Task description ->
Restate the data word for word and leave the images out.
── Extracted information ──
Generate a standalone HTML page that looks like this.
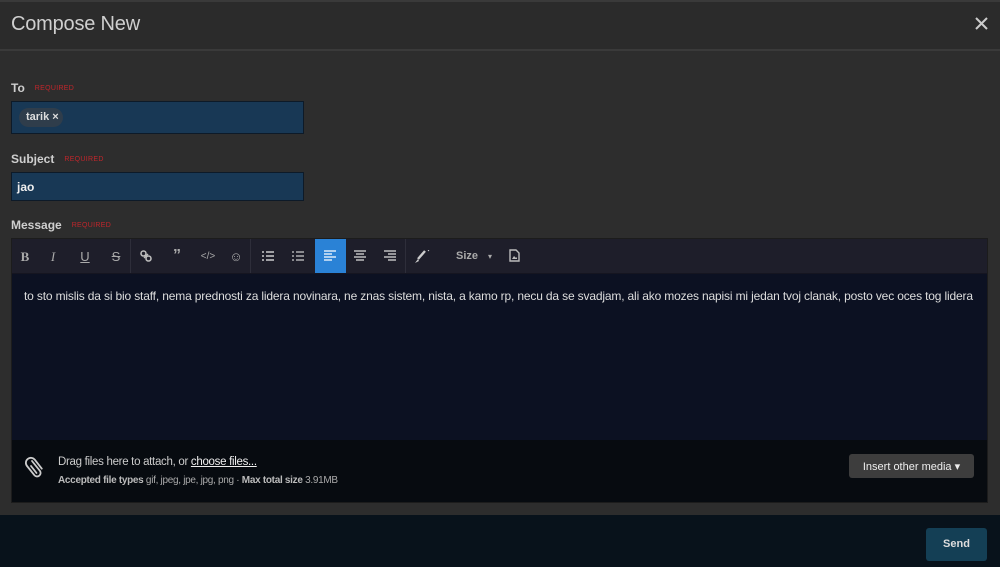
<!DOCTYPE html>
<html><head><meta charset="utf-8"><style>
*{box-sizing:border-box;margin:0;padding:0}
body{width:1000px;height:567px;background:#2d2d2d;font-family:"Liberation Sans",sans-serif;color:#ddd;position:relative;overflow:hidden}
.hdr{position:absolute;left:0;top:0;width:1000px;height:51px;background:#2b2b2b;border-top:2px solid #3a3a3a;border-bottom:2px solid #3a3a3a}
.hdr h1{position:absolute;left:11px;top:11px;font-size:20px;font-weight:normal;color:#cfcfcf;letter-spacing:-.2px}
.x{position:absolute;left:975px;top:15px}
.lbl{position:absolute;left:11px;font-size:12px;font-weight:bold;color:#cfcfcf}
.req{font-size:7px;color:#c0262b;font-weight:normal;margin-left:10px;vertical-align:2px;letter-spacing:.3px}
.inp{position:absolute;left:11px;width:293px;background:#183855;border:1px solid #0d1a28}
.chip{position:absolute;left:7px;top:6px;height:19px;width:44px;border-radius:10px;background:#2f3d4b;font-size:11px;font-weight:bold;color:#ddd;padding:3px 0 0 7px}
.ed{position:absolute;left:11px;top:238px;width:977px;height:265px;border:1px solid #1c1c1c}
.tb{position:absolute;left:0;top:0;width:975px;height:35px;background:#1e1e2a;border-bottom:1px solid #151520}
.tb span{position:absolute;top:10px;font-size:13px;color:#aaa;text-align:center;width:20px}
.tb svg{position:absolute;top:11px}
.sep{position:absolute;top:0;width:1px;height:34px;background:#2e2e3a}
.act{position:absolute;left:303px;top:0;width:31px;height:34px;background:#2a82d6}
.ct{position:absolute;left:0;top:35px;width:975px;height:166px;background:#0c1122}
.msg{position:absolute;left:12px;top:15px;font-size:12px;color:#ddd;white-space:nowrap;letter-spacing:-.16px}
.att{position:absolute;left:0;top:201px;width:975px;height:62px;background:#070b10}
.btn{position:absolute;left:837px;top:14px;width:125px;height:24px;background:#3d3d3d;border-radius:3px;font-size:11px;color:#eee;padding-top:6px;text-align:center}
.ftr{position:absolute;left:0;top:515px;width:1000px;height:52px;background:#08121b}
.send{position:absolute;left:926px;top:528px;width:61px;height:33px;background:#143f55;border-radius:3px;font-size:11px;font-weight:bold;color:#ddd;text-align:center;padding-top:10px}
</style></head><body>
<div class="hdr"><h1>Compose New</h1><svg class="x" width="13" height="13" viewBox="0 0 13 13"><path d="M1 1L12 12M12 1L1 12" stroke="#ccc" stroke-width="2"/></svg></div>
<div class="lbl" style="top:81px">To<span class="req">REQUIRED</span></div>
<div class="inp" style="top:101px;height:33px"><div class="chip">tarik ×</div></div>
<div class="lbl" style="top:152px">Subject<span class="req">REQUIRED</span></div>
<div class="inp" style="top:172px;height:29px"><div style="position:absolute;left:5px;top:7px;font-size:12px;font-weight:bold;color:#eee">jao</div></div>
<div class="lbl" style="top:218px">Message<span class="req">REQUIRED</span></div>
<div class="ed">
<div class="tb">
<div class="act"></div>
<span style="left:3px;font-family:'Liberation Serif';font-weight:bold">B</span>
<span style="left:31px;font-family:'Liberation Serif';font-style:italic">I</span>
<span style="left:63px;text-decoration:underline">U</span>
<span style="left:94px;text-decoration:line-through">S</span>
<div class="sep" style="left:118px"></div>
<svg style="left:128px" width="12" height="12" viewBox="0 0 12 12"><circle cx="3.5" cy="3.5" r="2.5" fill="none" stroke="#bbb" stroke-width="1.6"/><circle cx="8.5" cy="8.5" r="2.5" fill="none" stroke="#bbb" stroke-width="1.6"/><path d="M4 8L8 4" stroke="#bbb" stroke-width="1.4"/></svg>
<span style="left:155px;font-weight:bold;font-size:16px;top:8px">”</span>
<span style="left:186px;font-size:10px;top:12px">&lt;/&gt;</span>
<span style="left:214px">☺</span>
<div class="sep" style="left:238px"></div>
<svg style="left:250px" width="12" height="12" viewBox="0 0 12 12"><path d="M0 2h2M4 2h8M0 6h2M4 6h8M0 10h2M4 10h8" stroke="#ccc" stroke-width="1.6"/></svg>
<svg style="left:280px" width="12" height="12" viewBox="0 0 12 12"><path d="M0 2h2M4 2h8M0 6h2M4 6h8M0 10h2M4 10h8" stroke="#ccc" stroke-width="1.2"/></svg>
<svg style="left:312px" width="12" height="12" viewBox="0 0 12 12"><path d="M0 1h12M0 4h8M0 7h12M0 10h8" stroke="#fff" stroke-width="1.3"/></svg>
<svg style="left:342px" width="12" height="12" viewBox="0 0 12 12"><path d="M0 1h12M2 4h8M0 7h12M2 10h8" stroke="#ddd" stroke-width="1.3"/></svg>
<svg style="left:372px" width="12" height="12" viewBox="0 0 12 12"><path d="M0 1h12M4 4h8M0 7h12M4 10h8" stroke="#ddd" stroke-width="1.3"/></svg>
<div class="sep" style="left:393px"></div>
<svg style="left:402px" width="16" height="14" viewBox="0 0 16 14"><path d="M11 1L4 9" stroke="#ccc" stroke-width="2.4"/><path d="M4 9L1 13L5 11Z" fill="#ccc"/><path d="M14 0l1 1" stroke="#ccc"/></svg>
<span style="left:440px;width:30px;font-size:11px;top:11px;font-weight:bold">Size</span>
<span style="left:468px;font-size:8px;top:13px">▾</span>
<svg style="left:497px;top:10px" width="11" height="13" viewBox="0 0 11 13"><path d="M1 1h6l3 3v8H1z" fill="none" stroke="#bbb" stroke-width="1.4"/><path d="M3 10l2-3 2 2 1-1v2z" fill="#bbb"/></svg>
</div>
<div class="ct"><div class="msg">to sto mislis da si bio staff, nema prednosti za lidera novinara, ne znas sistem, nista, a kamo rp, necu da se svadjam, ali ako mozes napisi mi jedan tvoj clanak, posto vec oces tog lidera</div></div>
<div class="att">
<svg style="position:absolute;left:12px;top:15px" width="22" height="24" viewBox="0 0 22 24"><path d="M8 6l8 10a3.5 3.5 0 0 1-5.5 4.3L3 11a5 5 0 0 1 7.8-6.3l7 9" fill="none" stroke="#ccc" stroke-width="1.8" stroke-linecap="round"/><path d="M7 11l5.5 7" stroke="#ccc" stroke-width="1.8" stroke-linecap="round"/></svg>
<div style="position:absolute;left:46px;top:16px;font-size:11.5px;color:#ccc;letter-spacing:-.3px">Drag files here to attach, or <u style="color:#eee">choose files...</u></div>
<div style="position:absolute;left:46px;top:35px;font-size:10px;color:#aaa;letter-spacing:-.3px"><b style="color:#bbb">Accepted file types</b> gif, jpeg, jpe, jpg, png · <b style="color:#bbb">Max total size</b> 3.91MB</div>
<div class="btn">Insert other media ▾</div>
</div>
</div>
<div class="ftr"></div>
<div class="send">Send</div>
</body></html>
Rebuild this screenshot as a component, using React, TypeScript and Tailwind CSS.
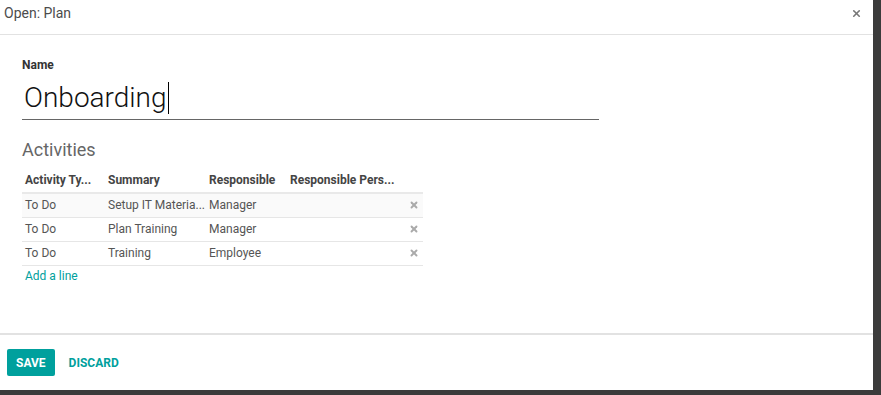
───
Written answer ->
Generate a standalone HTML page that looks like this.
<!DOCTYPE html>
<html><head><meta charset="utf-8"><style>
*{box-sizing:border-box;margin:0;padding:0}
body{width:1000px;height:567px;background:#2d2d2d;font-family:"Liberation Sans",sans-serif;color:#ddd;position:relative;overflow:hidden}
.hdr{position:absolute;left:0;top:0;width:1000px;height:51px;background:#2b2b2b;border-top:2px solid #3a3a3a;border-bottom:2px solid #3a3a3a}
.hdr h1{position:absolute;left:11px;top:11px;font-size:20px;font-weight:normal;color:#cfcfcf;letter-spacing:-.2px}
.x{position:absolute;left:975px;top:15px}
.lbl{position:absolute;left:11px;font-size:12px;font-weight:bold;color:#cfcfcf}
.req{font-size:7px;color:#c0262b;font-weight:normal;margin-left:10px;vertical-align:2px;letter-spacing:.3px}
.inp{position:absolute;left:11px;width:293px;background:#183855;border:1px solid #0d1a28}
.chip{position:absolute;left:7px;top:6px;height:19px;width:44px;border-radius:10px;background:#2f3d4b;font-size:11px;font-weight:bold;color:#ddd;padding:3px 0 0 7px}
.ed{position:absolute;left:11px;top:238px;width:977px;height:265px;border:1px solid #1c1c1c}
.tb{position:absolute;left:0;top:0;width:975px;height:35px;background:#1e1e2a;border-bottom:1px solid #151520}
.tb span{position:absolute;top:10px;font-size:13px;color:#aaa;text-align:center;width:20px}
.tb svg{position:absolute;top:11px}
.sep{position:absolute;top:0;width:1px;height:34px;background:#2e2e3a}
.act{position:absolute;left:303px;top:0;width:31px;height:34px;background:#2a82d6}
.ct{position:absolute;left:0;top:35px;width:975px;height:166px;background:#0c1122}
.msg{position:absolute;left:12px;top:15px;font-size:12px;color:#ddd;white-space:nowrap;letter-spacing:-.16px}
.att{position:absolute;left:0;top:201px;width:975px;height:62px;background:#070b10}
.btn{position:absolute;left:837px;top:14px;width:125px;height:24px;background:#3d3d3d;border-radius:3px;font-size:11px;color:#eee;padding-top:6px;text-align:center}
.ftr{position:absolute;left:0;top:515px;width:1000px;height:52px;background:#08121b}
.send{position:absolute;left:926px;top:528px;width:61px;height:33px;background:#143f55;border-radius:3px;font-size:11px;font-weight:bold;color:#ddd;text-align:center;padding-top:10px}
</style></head><body>
<div class="hdr"><h1>Compose New</h1><svg class="x" width="13" height="13" viewBox="0 0 13 13"><path d="M1 1L12 12M12 1L1 12" stroke="#ccc" stroke-width="2"/></svg></div>
<div class="lbl" style="top:81px">To<span class="req">REQUIRED</span></div>
<div class="inp" style="top:101px;height:33px"><div class="chip">tarik ×</div></div>
<div class="lbl" style="top:152px">Subject<span class="req">REQUIRED</span></div>
<div class="inp" style="top:172px;height:29px"><div style="position:absolute;left:5px;top:7px;font-size:12px;font-weight:bold;color:#eee">jao</div></div>
<div class="lbl" style="top:218px">Message<span class="req">REQUIRED</span></div>
<div class="ed">
<div class="tb">
<div class="act"></div>
<span style="left:3px;font-family:'Liberation Serif';font-weight:bold">B</span>
<span style="left:31px;font-family:'Liberation Serif';font-style:italic">I</span>
<span style="left:63px;text-decoration:underline">U</span>
<span style="left:94px;text-decoration:line-through">S</span>
<div class="sep" style="left:118px"></div>
<svg style="left:128px" width="12" height="12" viewBox="0 0 12 12"><circle cx="3.5" cy="3.5" r="2.5" fill="none" stroke="#bbb" stroke-width="1.6"/><circle cx="8.5" cy="8.5" r="2.5" fill="none" stroke="#bbb" stroke-width="1.6"/><path d="M4 8L8 4" stroke="#bbb" stroke-width="1.4"/></svg>
<span style="left:155px;font-weight:bold;font-size:16px;top:8px">”</span>
<span style="left:186px;font-size:10px;top:12px">&lt;/&gt;</span>
<span style="left:214px">☺</span>
<div class="sep" style="left:238px"></div>
<svg style="left:250px" width="12" height="12" viewBox="0 0 12 12"><path d="M0 2h2M4 2h8M0 6h2M4 6h8M0 10h2M4 10h8" stroke="#ccc" stroke-width="1.6"/></svg>
<svg style="left:280px" width="12" height="12" viewBox="0 0 12 12"><path d="M0 2h2M4 2h8M0 6h2M4 6h8M0 10h2M4 10h8" stroke="#ccc" stroke-width="1.2"/></svg>
<svg style="left:312px" width="12" height="12" viewBox="0 0 12 12"><path d="M0 1h12M0 4h8M0 7h12M0 10h8" stroke="#fff" stroke-width="1.3"/></svg>
<svg style="left:342px" width="12" height="12" viewBox="0 0 12 12"><path d="M0 1h12M2 4h8M0 7h12M2 10h8" stroke="#ddd" stroke-width="1.3"/></svg>
<svg style="left:372px" width="12" height="12" viewBox="0 0 12 12"><path d="M0 1h12M4 4h8M0 7h12M4 10h8" stroke="#ddd" stroke-width="1.3"/></svg>
<div class="sep" style="left:393px"></div>
<svg style="left:402px" width="16" height="14" viewBox="0 0 16 14"><path d="M11 1L4 9" stroke="#ccc" stroke-width="2.4"/><path d="M4 9L1 13L5 11Z" fill="#ccc"/><path d="M14 0l1 1" stroke="#ccc"/></svg>
<span style="left:440px;width:30px;font-size:11px;top:11px;font-weight:bold">Size</span>
<span style="left:468px;font-size:8px;top:13px">▾</span>
<svg style="left:497px;top:10px" width="11" height="13" viewBox="0 0 11 13"><path d="M1 1h6l3 3v8H1z" fill="none" stroke="#bbb" stroke-width="1.4"/><path d="M3 10l2-3 2 2 1-1v2z" fill="#bbb"/></svg>
</div>
<div class="ct"><div class="msg">to sto mislis da si bio staff, nema prednosti za lidera novinara, ne znas sistem, nista, a kamo rp, necu da se svadjam, ali ako mozes napisi mi jedan tvoj clanak, posto vec oces tog lidera</div></div>
<div class="att">
<svg style="position:absolute;left:12px;top:15px" width="22" height="24" viewBox="0 0 22 24"><path d="M8 6l8 10a3.5 3.5 0 0 1-5.5 4.3L3 11a5 5 0 0 1 7.8-6.3l7 9" fill="none" stroke="#ccc" stroke-width="1.8" stroke-linecap="round"/><path d="M7 11l5.5 7" stroke="#ccc" stroke-width="1.8" stroke-linecap="round"/></svg>
<div style="position:absolute;left:46px;top:16px;font-size:11.5px;color:#ccc;letter-spacing:-.3px">Drag files here to attach, or <u style="color:#eee">choose files...</u></div>
<div style="position:absolute;left:46px;top:35px;font-size:10px;color:#aaa;letter-spacing:-.3px"><b style="color:#bbb">Accepted file types</b> gif, jpeg, jpe, jpg, png · <b style="color:#bbb">Max total size</b> 3.91MB</div>
<div class="btn">Insert other media ▾</div>
</div>
</div>
<div class="ftr"></div>
<div class="send">Send</div>
</body></html>
Rebuild this screenshot as a component, using React, TypeScript and Tailwind CSS.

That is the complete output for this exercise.